>> START
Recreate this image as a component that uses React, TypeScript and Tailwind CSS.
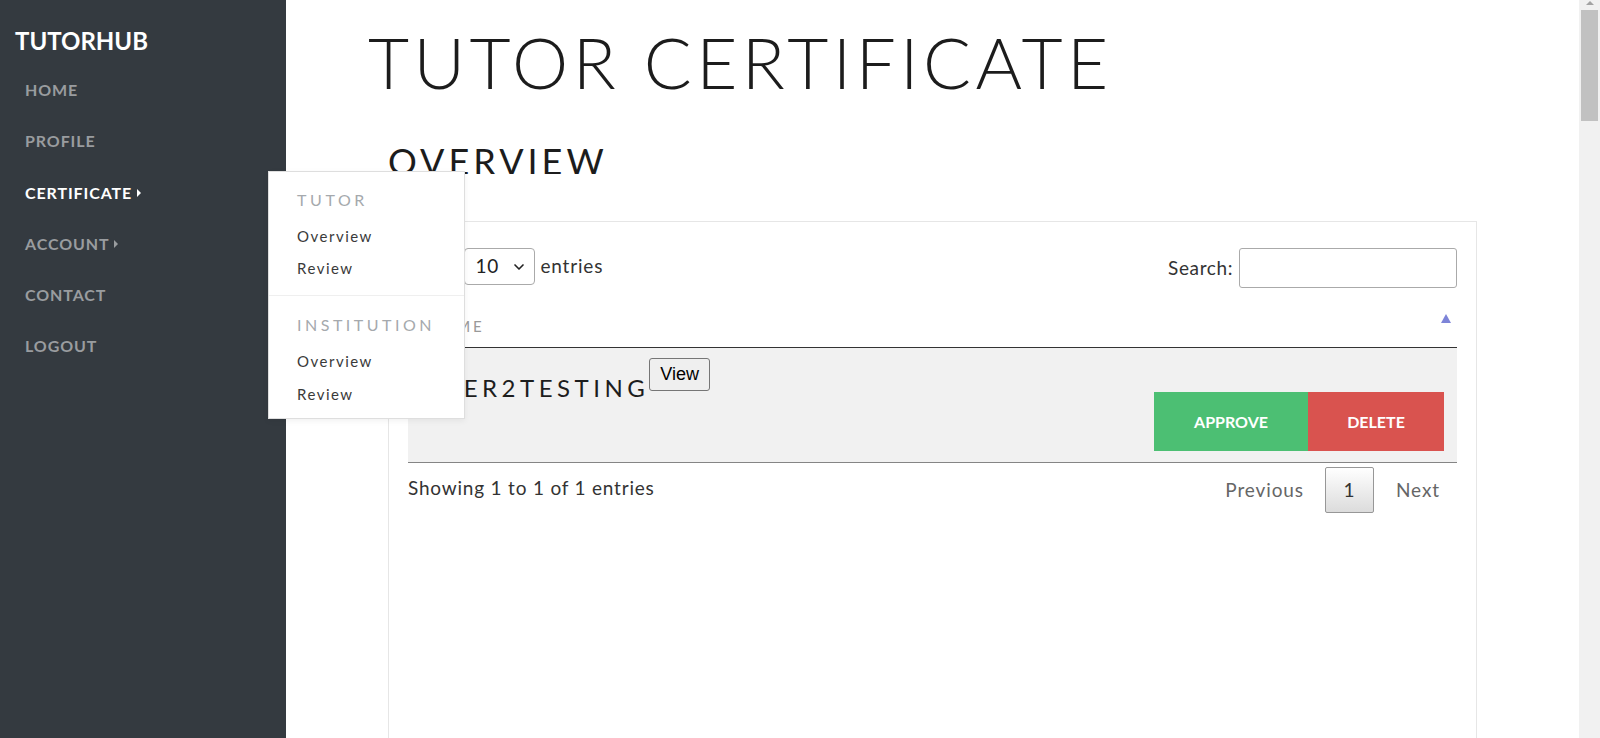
import { ChevronDown } from "lucide-react"

const navItems = [
	{ label: "HOME" },
	{ label: "PROFILE" },
	{ label: "CERTIFICATE", caret: true, active: true },
	{ label: "ACCOUNT", caret: true },
	{ label: "CONTACT" },
	{ label: "LOGOUT" },
]

const Caret = ({ active }: { active?: boolean }) => (
	<span
		className={`ml-[5px] inline-block h-0 w-0 border-y-[4px] border-l-[4px] border-y-transparent ${
			active ? "border-l-white" : "border-l-[#999c9f]"
		}`}
	/>
)

const Dropdown = () => (
	<div className="absolute left-[268px] top-[171px] z-10 flex h-[248px] w-[197px] flex-col border border-[#dedede] bg-white shadow-[0_2px_6px_rgba(0,0,0,0.06)]">
		<div className="flex flex-col px-[28px] pb-[19px] pt-[20px]">
			<span className="text-[16px] leading-none tracking-[3.6px] text-[#a5a9ad]">TUTOR</span>
			<a className="mt-[21px] text-[15px] leading-none tracking-[1.5px] text-[#3a3a3a]">Overview</a>
			<a className="mt-[17px] text-[15px] leading-none tracking-[1.5px] text-[#3a3a3a]">Review</a>
		</div>
		<div className="flex flex-col border-t border-[#efefef] px-[28px] pt-[21px]">
			<span className="text-[16px] leading-none tracking-[3.5px] text-[#a5a9ad]">INSTITUTION</span>
			<a className="mt-[21px] text-[15px] leading-none tracking-[1.5px] text-[#3a3a3a]">Overview</a>
			<a className="mt-[18px] text-[15px] leading-none tracking-[1.5px] text-[#3a3a3a]">Review</a>
		</div>
	</div>
)

const Sidebar = () => (
	<aside className="relative w-[286px] shrink-0 bg-[#343a40]">
		<div className="pl-[15px] pt-[29px] text-[24px] font-bold leading-none text-white">TUTORHUB</div>
		<nav className="mt-[29px] flex flex-col pl-[25px]">
			{navItems.map((item) => (
				<a
					key={item.label}
					className={`flex h-[51.3px] items-start text-[16px] font-bold leading-none tracking-[0.9px] ${
						item.active ? "text-white" : "text-[#999c9f]"
					}`}>
					<span className="flex items-center">
						{item.label}
						{item.caret && <Caret active={item.active} />}
					</span>
				</a>
			))}
		</nav>
		<Dropdown />
	</aside>
)

const Table = () => (
	<div className="h-[700px] border border-[#e6e6e6] px-[19px] pt-[26px]">
		<div className="flex items-start justify-between">
			<label className="flex items-center gap-[6px] text-[19px] tracking-[0.8px] text-[#333]">
				Show
				<span className="relative">
					<select className="h-[37px] w-[71px] appearance-none rounded-[4px] border border-[#aaa] bg-white pl-[11px] text-[19px] text-[#222]">
						<option>10</option>
					</select>
					<ChevronDown
						size={16}
						strokeWidth={2.5}
						className="pointer-events-none absolute right-[8px] top-[11px] text-[#222]"
					/>
				</span>
				entries
			</label>
			<label className="flex items-center gap-[6px] text-[19px] tracking-[0.6px] text-[#333]">
				Search:
				<input className="h-[40px] w-[218px] rounded-[3px] border border-[#aaa] bg-white" />
			</label>
		</div>

		<div className="mt-[29px] flex h-[31px] items-start justify-between border-b border-[#333] pl-[21px] pr-[6px]">
			<span className="pt-[2px] text-[15px] leading-none tracking-[2.8px] text-[#999]">NAME</span>
			<span className="mt-[-3px] h-0 w-0 border-x-[5px] border-b-[9px] border-x-transparent border-b-[#7d84d8]" />
		</div>

		<div className="flex flex-col border-b border-[#858585] bg-[#f1f1f1] pb-[11px] pl-[16px] pr-[13px] pt-[10px]">
			<div className="flex h-[34px] items-start">
				<h3 className="pt-[18px] text-[24px] leading-none tracking-[4.5px] text-[#1d1d1d]">
					USER2TESTING
				</h3>
				<button className="h-[33px] rounded-[3px] border border-[#767676] bg-[#efefef] px-[10px] font-['Liberation_Sans',Arial,sans-serif] text-[18px] text-black">
					View
				</button>
			</div>
			<div className="flex justify-end">
				<button className="h-[59px] w-[154px] bg-[#4cbf73] text-[16px] font-bold text-white">APPROVE</button>
				<button className="h-[59px] w-[136px] bg-[#d9534f] text-[16px] font-bold text-white">DELETE</button>
			</div>
		</div>

		<div className="flex items-start justify-between">
			<span className="mt-[15px] text-[19px] leading-none tracking-[0.8px] text-[#333]">
				Showing 1 to 1 of 1 entries
			</span>
			<div className="mt-[4px] flex items-center pr-[17px] text-[19px] tracking-[0.9px] text-[#666]">
				<a className="mr-[21px]">Previous</a>
				<a className="flex h-[46px] w-[49px] items-center justify-center rounded-[2px] border border-[#979797] bg-gradient-to-b from-white to-[#dcdcdc] text-[#333]">
					1
				</a>
				<a className="ml-[22px]">Next</a>
			</div>
		</div>
	</div>
)

const Scrollbar = () => (
	<div className="flex w-[21px] shrink-0 flex-col items-center bg-[#f1f1f1]">
		<span className="mt-[1px] h-0 w-0 border-x-[4px] border-b-[4px] border-x-transparent border-b-[#a3a3a3]" />
		<div className="mt-[5px] h-[111px] w-[17px] bg-[#c1c1c1]" />
	</div>
)

const App = () => {
	return (
		<div className="flex h-[738px] overflow-hidden bg-white font-['Lato',sans-serif]">
			<Sidebar />
			<main className="min-w-0 flex-1">
				<h1 className="ml-[82px] mt-[26px] text-[71px] font-light leading-none tracking-[4.4px] text-[#1c1c1c]">
					TUTOR CERTIFICATE
				</h1>
				<div className="mx-auto w-[1089px]">
					<div className="mt-[46px] h-[31px] overflow-hidden">
						<h2 className="text-[36px] leading-none tracking-[4px] text-[#1c1c1c]">OVERVIEW</h2>
					</div>
					<div className="mt-[47px]">
						<Table />
					</div>
				</div>
			</main>
			<Scrollbar />
		</div>
	)
}

export default App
>> END
Task description
Set down the material above as is, without any pictures.

Finished answer
Recreate this image as a component that uses React, TypeScript and Tailwind CSS.
import { ChevronDown } from "lucide-react"

const navItems = [
	{ label: "HOME" },
	{ label: "PROFILE" },
	{ label: "CERTIFICATE", caret: true, active: true },
	{ label: "ACCOUNT", caret: true },
	{ label: "CONTACT" },
	{ label: "LOGOUT" },
]

const Caret = ({ active }: { active?: boolean }) => (
	<span
		className={`ml-[5px] inline-block h-0 w-0 border-y-[4px] border-l-[4px] border-y-transparent ${
			active ? "border-l-white" : "border-l-[#999c9f]"
		}`}
	/>
)

const Dropdown = () => (
	<div className="absolute left-[268px] top-[171px] z-10 flex h-[248px] w-[197px] flex-col border border-[#dedede] bg-white shadow-[0_2px_6px_rgba(0,0,0,0.06)]">
		<div className="flex flex-col px-[28px] pb-[19px] pt-[20px]">
			<span className="text-[16px] leading-none tracking-[3.6px] text-[#a5a9ad]">TUTOR</span>
			<a className="mt-[21px] text-[15px] leading-none tracking-[1.5px] text-[#3a3a3a]">Overview</a>
			<a className="mt-[17px] text-[15px] leading-none tracking-[1.5px] text-[#3a3a3a]">Review</a>
		</div>
		<div className="flex flex-col border-t border-[#efefef] px-[28px] pt-[21px]">
			<span className="text-[16px] leading-none tracking-[3.5px] text-[#a5a9ad]">INSTITUTION</span>
			<a className="mt-[21px] text-[15px] leading-none tracking-[1.5px] text-[#3a3a3a]">Overview</a>
			<a className="mt-[18px] text-[15px] leading-none tracking-[1.5px] text-[#3a3a3a]">Review</a>
		</div>
	</div>
)

const Sidebar = () => (
	<aside className="relative w-[286px] shrink-0 bg-[#343a40]">
		<div className="pl-[15px] pt-[29px] text-[24px] font-bold leading-none text-white">TUTORHUB</div>
		<nav className="mt-[29px] flex flex-col pl-[25px]">
			{navItems.map((item) => (
				<a
					key={item.label}
					className={`flex h-[51.3px] items-start text-[16px] font-bold leading-none tracking-[0.9px] ${
						item.active ? "text-white" : "text-[#999c9f]"
					}`}>
					<span className="flex items-center">
						{item.label}
						{item.caret && <Caret active={item.active} />}
					</span>
				</a>
			))}
		</nav>
		<Dropdown />
	</aside>
)

const Table = () => (
	<div className="h-[700px] border border-[#e6e6e6] px-[19px] pt-[26px]">
		<div className="flex items-start justify-between">
			<label className="flex items-center gap-[6px] text-[19px] tracking-[0.8px] text-[#333]">
				Show
				<span className="relative">
					<select className="h-[37px] w-[71px] appearance-none rounded-[4px] border border-[#aaa] bg-white pl-[11px] text-[19px] text-[#222]">
						<option>10</option>
					</select>
					<ChevronDown
						size={16}
						strokeWidth={2.5}
						className="pointer-events-none absolute right-[8px] top-[11px] text-[#222]"
					/>
				</span>
				entries
			</label>
			<label className="flex items-center gap-[6px] text-[19px] tracking-[0.6px] text-[#333]">
				Search:
				<input className="h-[40px] w-[218px] rounded-[3px] border border-[#aaa] bg-white" />
			</label>
		</div>

		<div className="mt-[29px] flex h-[31px] items-start justify-between border-b border-[#333] pl-[21px] pr-[6px]">
			<span className="pt-[2px] text-[15px] leading-none tracking-[2.8px] text-[#999]">NAME</span>
			<span className="mt-[-3px] h-0 w-0 border-x-[5px] border-b-[9px] border-x-transparent border-b-[#7d84d8]" />
		</div>

		<div className="flex flex-col border-b border-[#858585] bg-[#f1f1f1] pb-[11px] pl-[16px] pr-[13px] pt-[10px]">
			<div className="flex h-[34px] items-start">
				<h3 className="pt-[18px] text-[24px] leading-none tracking-[4.5px] text-[#1d1d1d]">
					USER2TESTING
				</h3>
				<button className="h-[33px] rounded-[3px] border border-[#767676] bg-[#efefef] px-[10px] font-['Liberation_Sans',Arial,sans-serif] text-[18px] text-black">
					View
				</button>
			</div>
			<div className="flex justify-end">
				<button className="h-[59px] w-[154px] bg-[#4cbf73] text-[16px] font-bold text-white">APPROVE</button>
				<button className="h-[59px] w-[136px] bg-[#d9534f] text-[16px] font-bold text-white">DELETE</button>
			</div>
		</div>

		<div className="flex items-start justify-between">
			<span className="mt-[15px] text-[19px] leading-none tracking-[0.8px] text-[#333]">
				Showing 1 to 1 of 1 entries
			</span>
			<div className="mt-[4px] flex items-center pr-[17px] text-[19px] tracking-[0.9px] text-[#666]">
				<a className="mr-[21px]">Previous</a>
				<a className="flex h-[46px] w-[49px] items-center justify-center rounded-[2px] border border-[#979797] bg-gradient-to-b from-white to-[#dcdcdc] text-[#333]">
					1
				</a>
				<a className="ml-[22px]">Next</a>
			</div>
		</div>
	</div>
)

const Scrollbar = () => (
	<div className="flex w-[21px] shrink-0 flex-col items-center bg-[#f1f1f1]">
		<span className="mt-[1px] h-0 w-0 border-x-[4px] border-b-[4px] border-x-transparent border-b-[#a3a3a3]" />
		<div className="mt-[5px] h-[111px] w-[17px] bg-[#c1c1c1]" />
	</div>
)

const App = () => {
	return (
		<div className="flex h-[738px] overflow-hidden bg-white font-['Lato',sans-serif]">
			<Sidebar />
			<main className="min-w-0 flex-1">
				<h1 className="ml-[82px] mt-[26px] text-[71px] font-light leading-none tracking-[4.4px] text-[#1c1c1c]">
					TUTOR CERTIFICATE
				</h1>
				<div className="mx-auto w-[1089px]">
					<div className="mt-[46px] h-[31px] overflow-hidden">
						<h2 className="text-[36px] leading-none tracking-[4px] text-[#1c1c1c]">OVERVIEW</h2>
					</div>
					<div className="mt-[47px]">
						<Table />
					</div>
				</div>
			</main>
			<Scrollbar />
		</div>
	)
}

export default App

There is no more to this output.